I think there's only about 120 or so pronouns, so having this as a category isn't as unreasonable as it first seems.

Their conception of 'category' is ever-evolving. Recently it was "ingredients in minestrone", but of course that's just a random subset of "food". They also do things like "numbers minus a letter".

I still play Connections, and I do what was written up as "hard mode" in the NYT today: try to enter the matching quadruplets in reverser order, starting with purple.

I don't necessarily think this game needs progression at all. Wordle is a game where you gain information with each attempt. Triword doesn't need any additional information at all. There's one solution (or should only be one solution), and it can be deduced from only the information provided.

If there is any kind of progression, I could imagine it just being successive hints:

- One random letter, but no information about placement - The correct placement of the random letter in the affix - The correct placement of the affix to the stems

But really, I think the simplicity of this as a pure logic puzzle is great all on its own.

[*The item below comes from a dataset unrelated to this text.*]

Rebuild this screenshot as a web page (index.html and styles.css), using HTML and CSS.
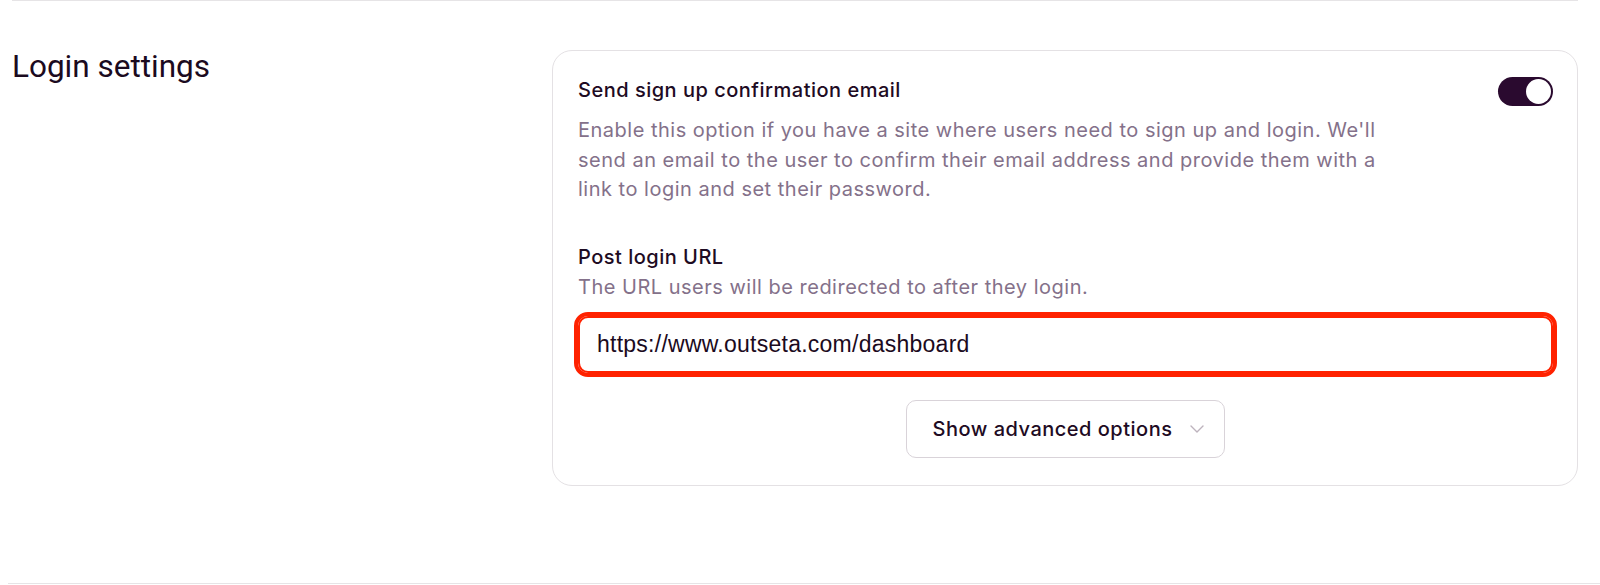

If there is only one solution, no progression, and each of the three words is meant to be commonly known, then what is the point in adding an input field to check whether I have the correct answer?

If I have my three letters, then I can easily see for myself whether or not my guess is correct just by looking at the screen; the input field does not help me at all.

A question I asked myself when I first created it. Some people will be annoyed by that, some won't. It's fine if you're the former! but the fact is, without an input field, there's no way to verify that your solution is accepted and mark the puzzle as completed.